> _What you should do_
Tell how many lines in the data below hold the string "components"; give nothing but the number.
---------- Source excerpt ----------
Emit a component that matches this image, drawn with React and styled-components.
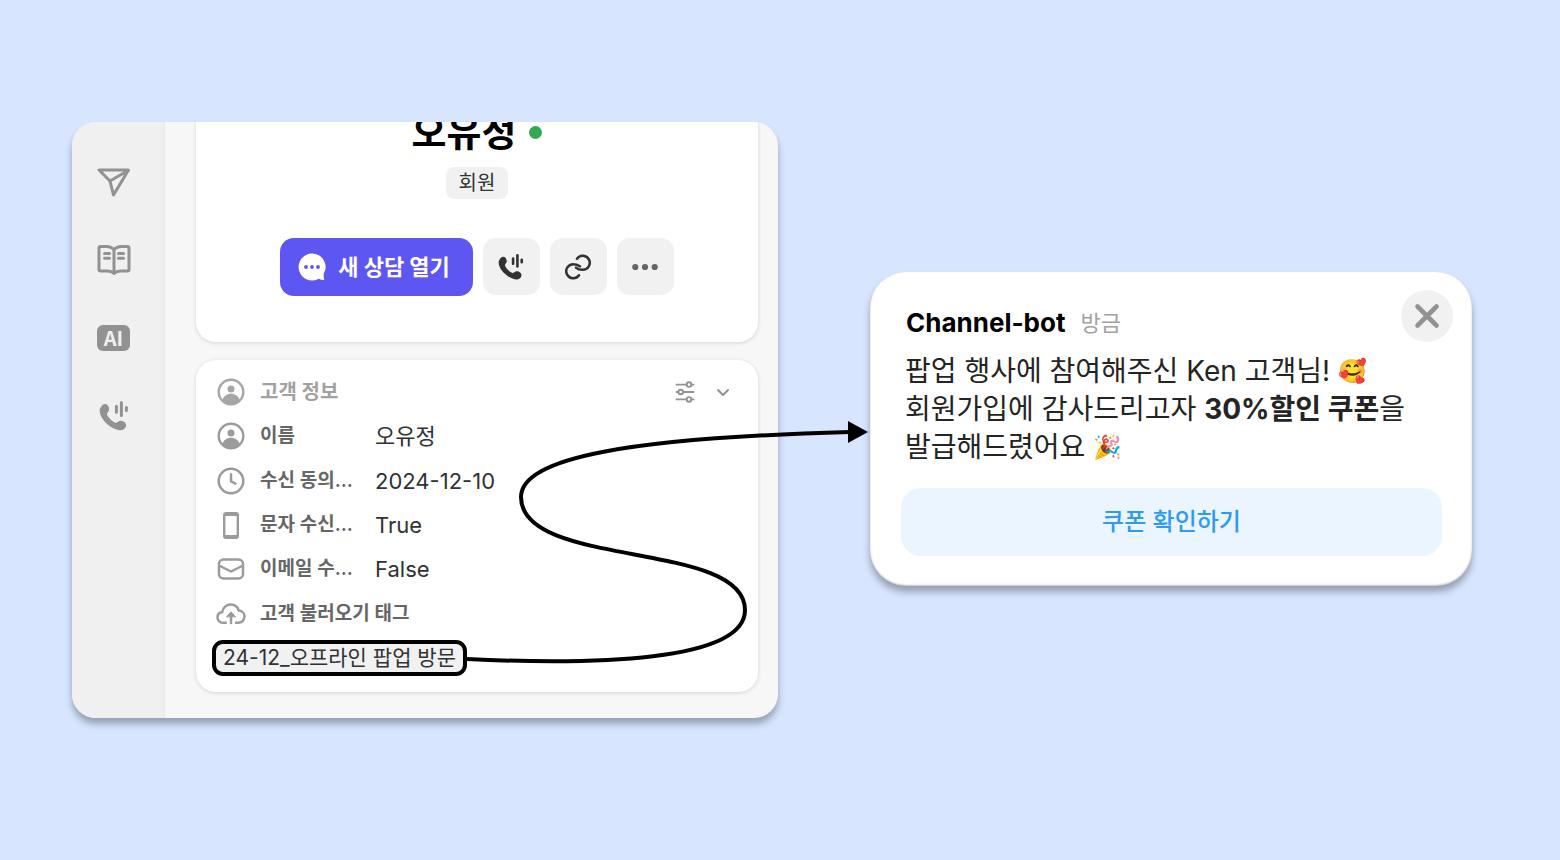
import React from 'react';
import styled, { createGlobalStyle } from 'styled-components';

const colors = {
  page: '#d7e5ff',
  sidebar: '#f0f0f0',
  content: '#f7f7f7',
  chip: '#f1f1f1',
  primary: '#5e56f0',
  link: '#2f9bed',
  linkBg: '#eaf5ff',
  dark: '#242424',
  text: '#303234',
  label: '#666666',
  muted: '#a1a1a1',
  icon: '#929292',
};

const GlobalStyle = createGlobalStyle`
  * {
    box-sizing: border-box;
  }

  body {
    margin: 0;
    background: ${colors.page};
    color: ${colors.dark};
    font-family: Inter, 'Noto Sans CJK KR', sans-serif;
  }

  button {
    border: 0;
    padding: 0;
    background: none;
    color: inherit;
    font-family: inherit;
    cursor: pointer;
  }

  svg {
    display: block;
    flex-shrink: 0;
  }

  h1, h2, p {
    margin: 0;
  }
`;

const Page = styled.main`
  min-height: 100vh;
  padding: 122px 88px 122px 72px;
`;

const Board = styled.div`
  position: relative;
  display: grid;
  grid-template-columns: minmax(0, 706fr) minmax(0, 602fr);
  gap: 92px;
  align-items: center;
`;

const Panel = styled.section`
  display: flex;
  border-radius: 24px;
  background: ${colors.content};
  box-shadow: 0 6px 7px rgba(0, 0, 0, 0.3);
  overflow: hidden;
`;

const Sidebar = styled.nav`
  display: flex;
  flex-direction: column;
  align-items: center;
  gap: 38px;
  width: 93px;
  padding: 40px 8px 0 0;
  background: ${colors.sidebar};
  border-right: 2px solid #ebebeb;
`;

const SidebarButton = styled.button`
  display: flex;
  align-items: center;
  justify-content: center;
  width: 40px;
  height: 40px;
  color: ${colors.icon};
`;

const AiBadge = styled.span`
  width: 33px;
  height: 26px;
  border-radius: 6px;
  background: ${colors.icon};
  color: ${colors.sidebar};
  font-family: 'Noto Sans CJK KR', sans-serif;
  font-size: 20px;
  font-weight: 700;
  line-height: 26px;
  text-align: center;
`;

const Content = styled.div`
  flex: 1;
  min-width: 0;
  display: flex;
  flex-direction: column;
  gap: 18px;
  padding: 0 20px 26px 31px;
`;

const Card = styled.div`
  background: white;
  border-radius: 20px;
  box-shadow: 0 1px 4px rgba(0, 0, 0, 0.14);
`;

const ProfileCard = styled(Card)`
  display: flex;
  flex-direction: column;
  align-items: center;
  padding-bottom: 46px;
  border-top-left-radius: 0;
  border-top-right-radius: 0;
`;

const NameRow = styled.div`
  display: flex;
  align-items: center;
  gap: 13px;
  margin-top: -18px;
`;

const Name = styled.h1`
  color: black;
  font-size: 38px;
  font-weight: 700;
  line-height: 56px;
`;

const OnlineDot = styled.span`
  width: 13px;
  height: 13px;
  border-radius: 50%;
  background: #34a853;
`;

const MemberChip = styled.span`
  margin-top: 7px;
  padding: 0 13px;
  border-radius: 8px;
  background: ${colors.chip};
  color: ${colors.text};
  font-size: 20px;
  line-height: 32px;
`;

const Actions = styled.div`
  display: flex;
  gap: 10px;
  margin-top: 39px;
`;

const PrimaryButton = styled.button`
  display: flex;
  align-items: center;
  gap: 12px;
  height: 58px;
  padding: 0 23px 0 18px;
  border-radius: 14px;
  background: ${colors.primary};
  color: white;
  font-size: 22px;
  font-weight: 700;
  line-height: 28px;
`;

const SquareButton = styled.button`
  display: flex;
  align-items: center;
  justify-content: center;
  width: 57px;
  height: 57px;
  border-radius: 13px;
  background: ${colors.chip};
  color: ${props => props.$soft ? '#626466' : colors.text};
`;

const InfoCard = styled(Card)`
  padding: 10px 16px 16px;
`;

const InfoList = styled.div`
  display: grid;
  grid-template-rows: repeat(6, 1fr);
  height: 266px;
  padding-left: 4px;
`;

const InfoRow = styled.div`
  display: flex;
  align-items: center;
  color: ${props => props.$muted ? '#a6a6a6' : '#9b9b9b'};
  line-height: 28px;
`;

const IconSlot = styled.span`
  display: flex;
  justify-content: center;
  width: 30px;
  margin-right: 14px;
`;

const InfoTitle = styled.h2`
  flex: 1;
  color: ${colors.muted};
  font-size: 20px;
  font-weight: 700;
`;

const InfoLabel = styled.span`
  width: ${props => props.$wide ? 'auto' : '115px'};
  color: ${colors.label};
  font-size: 19px;
  font-weight: 600;
  white-space: nowrap;
`;

const InfoValue = styled.span`
  color: ${colors.text};
  font-size: 22px;
`;

const InfoTools = styled.div`
  display: flex;
  align-items: center;
  gap: 20px;
  padding-right: 11px;
  color: ${colors.icon};
`;

const Tag = styled.span`
  display: inline-block;
  margin-top: 4px;
  padding: 0 7px;
  border: 4px solid black;
  border-radius: 11px;
  background: ${colors.chip};
  color: ${colors.text};
  font-size: 21px;
  line-height: 28px;
  white-space: nowrap;
`;

const Popup = styled.section`
  margin-top: 18px;
  padding: 18px 19px 30px 31px;
  border-radius: 36px;
  background: white;
  box-shadow: inset 0 -1px 2px rgba(0, 0, 0, 0.24), 0 6px 7px rgba(0, 0, 0, 0.3);
`;

const PopupHeader = styled.header`
  display: flex;
  justify-content: space-between;
`;

const Sender = styled.div`
  display: flex;
  align-items: flex-start;
  gap: 15px;
  padding: 17px 0 0 5px;
  line-height: 32px;

  h2 {
    color: black;
    font-size: 26px;
    font-weight: 700;
  }

  time {
    color: ${colors.muted};
    font-size: 22px;
  }
`;

const CloseButton = styled.button`
  display: flex;
  align-items: center;
  justify-content: center;
  width: 52px;
  height: 52px;
  border-radius: 50%;
  background: ${colors.chip};
  color: ${colors.icon};
`;

const Message = styled.p`
  margin-top: 10px;
  padding-left: 4px;
  font-size: 28px;
  line-height: 38px;
`;

const Emoji = styled.span`
  font-size: 23px;
  line-height: 1;
  vertical-align: 2px;
`;

const CouponButton = styled.button`
  display: block;
  width: calc(100% - 11px);
  height: 68px;
  margin-top: 22px;
  border-radius: 20px;
  background: ${colors.linkBg};
  color: ${colors.link};
  font-size: 24px;
  font-weight: 500;
  line-height: 32px;
`;

const Connector = styled.svg`
  position: absolute;
  top: 0;
  left: 0;
  width: 100%;
  height: 100%;
  overflow: visible;
  pointer-events: none;
`;

const SendIcon = () => (
  <svg width="34" height="30" viewBox="0 0 34 30" fill="none" stroke="currentColor" strokeWidth="3" strokeLinejoin="round">
    <path d="M2 3H31.5L16.5 28L13 14Z M13 14L31 3.5" />
  </svg>
);

const BookIcon = () => (
  <svg width="34" height="32" viewBox="0 0 34 32" fill="none" stroke="currentColor" strokeWidth="3" strokeLinejoin="round" strokeLinecap="round">
    <path d="M17 6C15 3.4 12.5 2.6 9.5 2.6H3.5Q2 2.6 2 4.1V25.5Q2 27 3.5 27H10C13 27 15.2 27.6 17 29.4C18.8 27.6 21 27 24 27H30.5Q32 27 32 25.5V4.1Q32 2.6 30.5 2.6H24.5C21.5 2.6 19 3.4 17 6V29" />
    <path d="M7.5 9.4H12.5M7.5 14.2H12.5M21.5 9.4H26.5M21.5 14.2H26.5" />
  </svg>
);

const CallIcon = ({ size = 30 }) => (
  <svg width={size} height={size} viewBox="0 0 30 30" fill="currentColor">
    <path d="M2 6C3 4.2 4.4 3.1 6 3.1C8.2 3.1 10 5.4 10.1 8C10.2 10.2 8.4 11.3 7.9 13C9.2 16.7 13 20.6 16.8 22C18.6 21.4 19.5 19.8 21.6 19.8C24.7 19.9 27.1 21.8 27.1 24.1C27.1 26.7 25 29.3 21.5 29.3C14 29.3 .8 19.5 .7 9.5C.7 8.2 1.2 7.2 2 6Z" />
    <path d="M17.4 5.2V11.2M22.4 1.5V14.5M27.4 6.6V9.4" stroke="currentColor" strokeWidth="3" strokeLinecap="round" />
  </svg>
);

const ChatIcon = () => (
  <svg width="28" height="28" viewBox="0 0 28 28">
    <path fill="white" d="M14 .5A13.5 13.5 0 1 0 20.8 25.7Q23.5 27.3 26.3 27Q25.5 24.5 25.7 20.8A13.5 13.5 0 0 0 14 .5Z" />
    <g fill={colors.primary}>
      <circle cx="8" cy="14" r="1.9" />
      <circle cx="14" cy="14" r="1.9" />
      <circle cx="20" cy="14" r="1.9" />
    </g>
  </svg>
);

const LinkIcon = () => (
  <svg width="26" height="26" viewBox="0 0 26 26" fill="none" stroke="currentColor" strokeWidth="2.5" strokeLinecap="round">
    <path d="M12 4.8A7 7 0 1 1 17.5 15.8C15 15.8 12.500 15 11 13.6" />
    <path d="M14 21.2A7 7 0 1 1 8.5 10.2C11 10.2 13.500 11 15 12.4" />
  </svg>
);

const MoreIcon = () => (
  <svg width="28" height="8" viewBox="0 0 28 8" fill="currentColor">
    <circle cx="4.3" cy="4" r="3.1" />
    <circle cx="14" cy="4" r="3.1" />
    <circle cx="23.7" cy="4" r="3.1" />
  </svg>
);

const UserIcon = () => (
  <svg width="28" height="28" viewBox="0 0 28 28">
    <circle cx="14" cy="14" r="12.3" fill="none" stroke="currentColor" strokeWidth="2.4" />
    <circle cx="14" cy="11" r="3.5" fill="currentColor" />
    <path fill="currentColor" d="M5.2 22C6.5 18 10 15.7 14 15.7S21.5 18 22.8 22A12 12 0 0 1 5.2 22Z" />
  </svg>
);

const ClockIcon = () => (
  <svg width="28" height="28" viewBox="0 0 28 28" fill="none" stroke="currentColor" strokeWidth="2.5" strokeLinecap="round" strokeLinejoin="round">
    <circle cx="14" cy="14" r="12.3" />
    <path d="M14 7.3V14.3L18.4 16.6" />
  </svg>
);

const MobileIcon = () => (
  <svg width="16" height="27" viewBox="0 0 16 27" fill="currentColor" fillRule="evenodd">
    <path d="M3 0H13Q16 0 16 3V24Q16 27 13 27H3Q0 27 0 24V3Q0 0 3 0ZM2.4 4V23H13.6V4Z" />
  </svg>
);

const MailIcon = () => (
  <svg width="28" height="24" viewBox="0 0 28 24" fill="none" stroke="currentColor" strokeWidth="2.5" strokeLinejoin="round">
    <rect x="2" y="2.5" width="24" height="19" rx="4.5" />
    <path d="M2 8.5L14 14.5L26 8.5" />
  </svg>
);

const CloudIcon = () => (
  <svg width="30" height="22" viewBox="0 0 30 22" fill="none" stroke="currentColor" strokeWidth="2.5" strokeLinecap="round">
    <path d="M9.8 19.8H7.5C4 19.8 1.5 17.5 1.5 14.4C1.5 11.6 3.5 9.4 6.3 9C6.9 4.7 10.4 1.6 14.6 1.6C18.6 1.6 21.7 4.2 22.9 7.6C26.2 7.8 28.5 10.4 28.5 13.6C28.5 17.1 25.8 19.8 22.2 19.8H20" />
    <path d="M15 12V20" />
    <path d="M10.7 13.6L15 8.8L19.3 13.6Z" fill="currentColor" strokeWidth="1" strokeLinejoin="round" />
  </svg>
);

const SlidersIcon = () => (
  <svg width="20" height="22" viewBox="0 0 20 22" fill="white" stroke="currentColor" strokeWidth="1.9" strokeLinecap="round">
    <path d="M1.5 3.6H18.5M1.5 11H18.5M1.5 18.4H18.5" />
    <circle cx="14" cy="3.6" r="2.3" />
    <circle cx="5.7" cy="11" r="2.3" />
    <circle cx="14" cy="18.4" r="2.3" />
  </svg>
);

const ChevronIcon = () => (
  <svg width="16" height="10" viewBox="0 0 16 10" fill="none" stroke="currentColor" strokeWidth="2" strokeLinecap="round" strokeLinejoin="round">
    <path d="M3 3L8 8L13 3" />
  </svg>
);

const CloseIcon = () => (
  <svg width="26" height="26" viewBox="0 0 26 26" fill="none" stroke="currentColor" strokeWidth="4.6" strokeLinecap="round">
    <path d="M3.5 3.5L22.5 22.5M22.5 3.5L3.5 22.5" />
  </svg>
);

const menu = [
  { name: '메시지', icon: <SendIcon /> },
  { name: '문서', icon: <BookIcon /> },
  { name: 'AI', icon: <AiBadge>AI</AiBadge> },
  { name: '전화', icon: <CallIcon /> },
];

const customerInfo = [
  { label: '이름', value: '오유정', icon: <UserIcon /> },
  { label: '수신 동의...', value: '2024-12-10', icon: <ClockIcon /> },
  { label: '문자 수신...', value: 'True', icon: <MobileIcon /> },
  { label: '이메일 수...', value: 'False', icon: <MailIcon /> },
  { label: '고객 불러오기 태그', icon: <CloudIcon /> },
];

const CustomerPanel = () => (
  <Panel>
    <Sidebar>
      {menu.map(item => (
        <SidebarButton key={item.name} type="button" aria-label={item.name}>
          {item.icon}
        </SidebarButton>
      ))}
    </Sidebar>

    <Content>
      <ProfileCard>
        <NameRow>
          <Name>오유정</Name>
          <OnlineDot />
        </NameRow>
        <MemberChip>회원</MemberChip>
        <Actions>
          <PrimaryButton type="button">
            <ChatIcon />
            새 상담 열기
          </PrimaryButton>
          <SquareButton type="button" aria-label="전화">
            <CallIcon size={26} />
          </SquareButton>
          <SquareButton type="button" aria-label="링크">
            <LinkIcon />
          </SquareButton>
          <SquareButton type="button" aria-label="더보기" $soft>
            <MoreIcon />
          </SquareButton>
        </Actions>
      </ProfileCard>

      <InfoCard>
        <InfoList>
          <InfoRow $muted>
            <IconSlot><UserIcon /></IconSlot>
            <InfoTitle>고객 정보</InfoTitle>
            <InfoTools>
              <button type="button" aria-label="설정"><SlidersIcon /></button>
              <button type="button" aria-label="접기"><ChevronIcon /></button>
            </InfoTools>
          </InfoRow>
          {customerInfo.map(info => (
            <InfoRow key={info.label}>
              <IconSlot>{info.icon}</IconSlot>
              <InfoLabel $wide={!info.value}>{info.label}</InfoLabel>
              {info.value && <InfoValue>{info.value}</InfoValue>}
            </InfoRow>
          ))}
        </InfoList>
        <Tag>24-12_오프라인 팝업 방문</Tag>
      </InfoCard>
    </Content>
  </Panel>
);

const CouponPopup = () => (
  <Popup>
    <PopupHeader>
      <Sender>
        <h2>Channel-bot</h2>
        <time>방금</time>
      </Sender>
      <CloseButton type="button" aria-label="닫기">
        <CloseIcon />
      </CloseButton>
    </PopupHeader>
    <Message>
      팝업 행사에 참여해주신 Ken 고객님! <Emoji>🥰</Emoji><br />
      회원가입에 감사드리고자 <b>30%할인 쿠폰</b>을<br />
      발급해드렸어요 <Emoji>🎉</Emoji>
    </Message>
    <CouponButton type="button">쿠폰 확인하기</CouponButton>
  </Popup>
);

const App = () => (
  <>
    <GlobalStyle />
    <Page>
      <Board>
        <CustomerPanel />
        <CouponPopup />
        <Connector viewBox="0 0 1400 596" preserveAspectRatio="none" aria-hidden="true">
          <path
            d="M395 537C520 543 673 540 673 488C673 418 449 447 449 375C449 335 560 316 778 310"
            fill="none"
            stroke="black"
            strokeWidth="4"
          />
          <path d="M776 299L796 310L776 321Z" />
        </Connector>
      </Board>
    </Page>
  </>
);

export default App;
----------
> _Completed exercise_
2